Çok satanlar listelerini doğal olarak takip ediyoruz. Listeyi her seferinde daha da ilginç buluyorum. Çok satanların çok okunup okunmadığı konusunda emin değilim. Örneğin Mevlana’nın bizzat yazdıkları varken, onun üzerinden hazırlanan bir kitabın çok satması ya da Mevlana bu ülkede çok okunuyorsa, bunun ilişkiler ve hayata bakış anlamında toplumsal yansımalarının neden aynı oranda olmadığını merak ediyorum. Dolayısıyla editör olarak ilgileniyorum ama bireysel olarak bu listeler benim çok uzağımda kalıyor. Bu biraz da tercih edilen yayıncılık anlayışıyla ilgili. Uzun yıllar boyu satılacak kitaplar mı yapmak istiyoruz yoksa çok satacak kitaplar yakalamak mı?

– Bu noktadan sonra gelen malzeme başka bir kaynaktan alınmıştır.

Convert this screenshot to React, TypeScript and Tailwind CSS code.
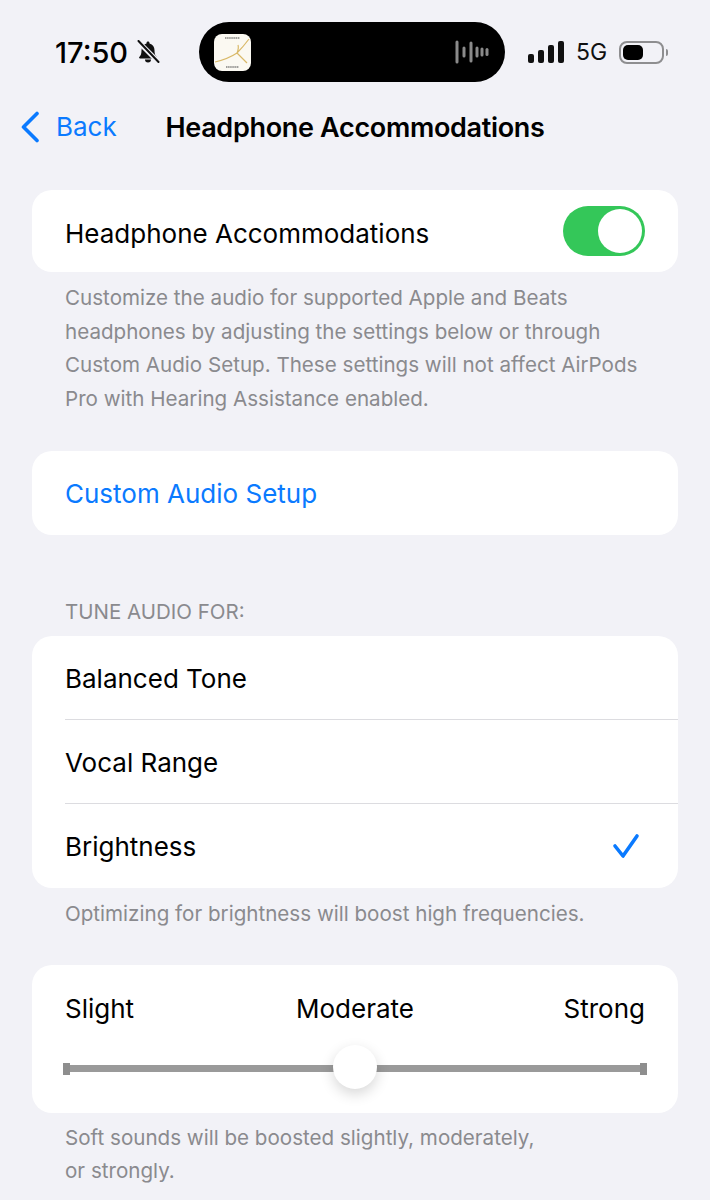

Yayıncılık ve uzantısı meslekler arasında iletişim zemini oluşturmak, problemlerin tartışılacağı bir platform olma gayesiyle yayınlanan “Yayın Dünyamız” dergisi hakkında neler söylersiniz?

Böyle bir zeminin oluşturulmuş olması sanıyorum sektörün tüm noktaları için fayda sağlayacaktır. Çünkü yayıncılık çok boyutlu bir sektör.

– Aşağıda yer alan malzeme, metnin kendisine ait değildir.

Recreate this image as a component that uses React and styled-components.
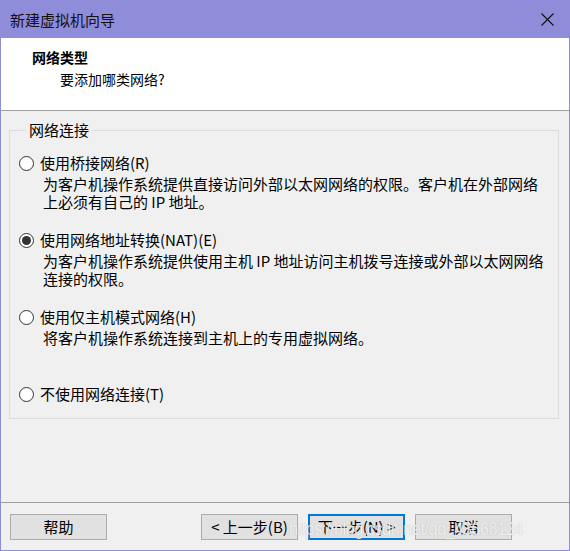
import React, { useState } from 'react';
import styled, { createGlobalStyle } from 'styled-components';

const GlobalStyle = createGlobalStyle`
  html, body {
    margin: 0;
    padding: 0;
    background: #f0f0f0;
  }
  * {
    box-sizing: border-box;
  }
`;

const FONT = `"Noto Sans CJK SC", "Noto Sans", sans-serif`;

const Window = styled.div`
  position: relative;
  width: 570px;
  height: 551px;
  border: 1px solid #8f8cd9;
  background: #f0f0f0;
  display: flex;
  flex-direction: column;
  font-family: ${FONT};
  font-size: 15px;
  color: #000;
  overflow: hidden;
`;

const TitleBar = styled.div`
  height: 37px;
  flex: none;
  background: #8f8cd9;
  display: flex;
  align-items: center;
  justify-content: space-between;
  padding: 0 15px 0 9px;
  color: #111;
  line-height: 20px;
`;

const CloseButton = styled.button`
  border: 0;
  background: transparent;
  padding: 0;
  width: 14px;
  height: 14px;
  display: flex;
  align-items: center;
  justify-content: center;
  cursor: pointer;
`;

const Header = styled.div`
  height: 73px;
  flex: none;
  background: #fff;
  border-bottom: 1px solid #a0a0a0;
  padding: 9px 0 0 31px;
  display: flex;
  flex-direction: column;
  gap: 2px;
  line-height: 20px;
`;

const HeaderTitle = styled.div`
  font-weight: 700;
  font-size: 14px;
`;

const HeaderSub = styled.div`
  padding-left: 28px;
  font-size: 14px;
`;

const Body = styled.div`
  flex: 1;
  padding: 9px 10px 0 8px;
`;

const GroupBox = styled.fieldset`
  margin: 0;
  height: 299px;
  border: 1px solid #dcdcdc;
  padding: 13px 0 0 9px;
  min-width: 0;
  display: flex;
  flex-direction: column;
  gap: 19px;
`;

const Legend = styled.legend`
  margin-left: 7px;
  padding: 0 3px;
  line-height: 20px;
`;

const Option = styled.div`
  display: flex;
  flex-direction: column;
  gap: 2px;
`;

const OptionRow = styled.label`
  display: flex;
  align-items: center;
  gap: 6px;
  height: 20px;
  line-height: 20px;
  cursor: default;
`;

const Radio = styled.span`
  width: 15px;
  height: 15px;
  border-radius: 50%;
  border: 1px solid #333;
  background: #fff;
  display: flex;
  align-items: center;
  justify-content: center;
  flex: none;

  &::after {
    content: '';
    width: 9px;
    height: 9px;
    border-radius: 50%;
    background: ${p => (p.$checked ? '#333' : 'transparent')};
  }
`;

const Description = styled.div`
  padding-left: 24px;
  line-height: 18px;
  min-height: 36px;
  padding-right: 12px;
`;

const Footer = styled.div`
  height: 48px;
  flex: none;
  border-top: 1px solid #a0a0a0;
  padding: 11px 57px 0 9px;
  display: flex;
  justify-content: space-between;
  align-items: flex-start;
`;

const ButtonGroup = styled.div`
  display: flex;
  gap: 10px;
`;

const Button = styled.button`
  width: 97px;
  height: 26px;
  background: #e1e1e1;
  border: ${p => (p.$default ? '2px solid #0078d7' : '1px solid #adadad')};
  font-family: ${FONT};
  font-size: 15px;
  color: #000;
  padding: 0;
  line-height: 20px;
  cursor: pointer;
`;

const Watermark = styled.div`
  position: absolute;
  left: 288px;
  top: 517px;
  font-family: "Liberation Sans", Arial, sans-serif;
  font-size: 19px;
  letter-spacing: -0.6px;
  transform: scaleX(0.86);
  transform-origin: left center;
  color: rgba(255, 255, 255, 0.8);
  text-shadow: 0 0 1px rgba(120, 120, 120, 0.5);
  pointer-events: none;
  white-space: nowrap;
`;

const options = [
  {
    id: 'bridged',
    label: '使用桥接网络(R)',
    desc: '为客户机操作系统提供直接访问外部以太网网络的权限。客户机在外部网络上必须有自己的 IP 地址。',
  },
  {
    id: 'nat',
    label: '使用网络地址转换(NAT)(E)',
    desc: '为客户机操作系统提供使用主机 IP 地址访问主机拨号连接或外部以太网网络连接的权限。',
  },
  {
    id: 'host',
    label: '使用仅主机模式网络(H)',
    desc: '将客户机操作系统连接到主机上的专用虚拟网络。',
  },
  {
    id: 'none',
    label: '不使用网络连接(T)',
  },
];

function App() {
  const [selected, setSelected] = useState('nat');

  return (
    <>
      <GlobalStyle />
      <Window>
        <TitleBar>
          <span>新建虚拟机向导</span>
          <CloseButton aria-label="关闭">
            <svg width="13" height="13" viewBox="0 0 13 13">
              <path d="M0.5 0.5 L12.5 12.5 M12.5 0.5 L0.5 12.5" stroke="#111" strokeWidth="1.1" />
            </svg>
          </CloseButton>
        </TitleBar>

        <Header>
          <HeaderTitle>网络类型</HeaderTitle>
          <HeaderSub>要添加哪类网络?</HeaderSub>
        </Header>

        <Body>
          <GroupBox>
            <Legend>网络连接</Legend>
            {options.map(opt => (
              <Option key={opt.id}>
                <OptionRow onClick={() => setSelected(opt.id)}>
                  <Radio $checked={selected === opt.id} />
                  <span>{opt.label}</span>
                </OptionRow>
                {opt.desc && <Description>{opt.desc}</Description>}
              </Option>
            ))}
          </GroupBox>
        </Body>

        <Footer>
          <Button>帮助</Button>
          <ButtonGroup>
            <Button>&lt; 上一步(B)</Button>
            <Button $default>下一步(N) &gt;</Button>
            <Button>取消</Button>
          </ButtonGroup>
        </Footer>

        <Watermark>https://blog.csdn.net/qq_43668124</Watermark>
      </Window>
    </>
  );
}

export default App;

En son hangi yazarın kitabını okudunuz? Eser hakkındaki düşüncelerinizi öğrenebilir miyiz?

İşle bağlantılı olarak Allan Megill’in Aşırılığın Peygamberleri adlı kitabını okudum. Nietzsche, Heidegger, Foucault ve Derrida’ya ayrılmış dört bölümden oluşan önemli bir kitap. Daha önce farklı bir yayınevinden ilk baskısı yapılmıştı. Bundan sonra Say Yayınları tarafından yayımlanacak. 19. yüzyıl sonu ve 20. Yüzyılın başında hem kırılma hem yeniden inşa anlamında bir filozof olan Nietzche’den başlayıp Derrida’ya kadar gelen tarihsel hatta estetik, sanat, özellikle “kriz” konuları bağlamında Megill, kendi özgün okumasını ortaya koyuyor. Ayrıca, Tuncay Birkan’ın çevirisiyle kitap her anlamda kendini tamamlamış oluyor. Tam “okumalık” diyebilirim.

Sorularımızı içtenlikle cevaplandırdığınız için teşekkür ederiz.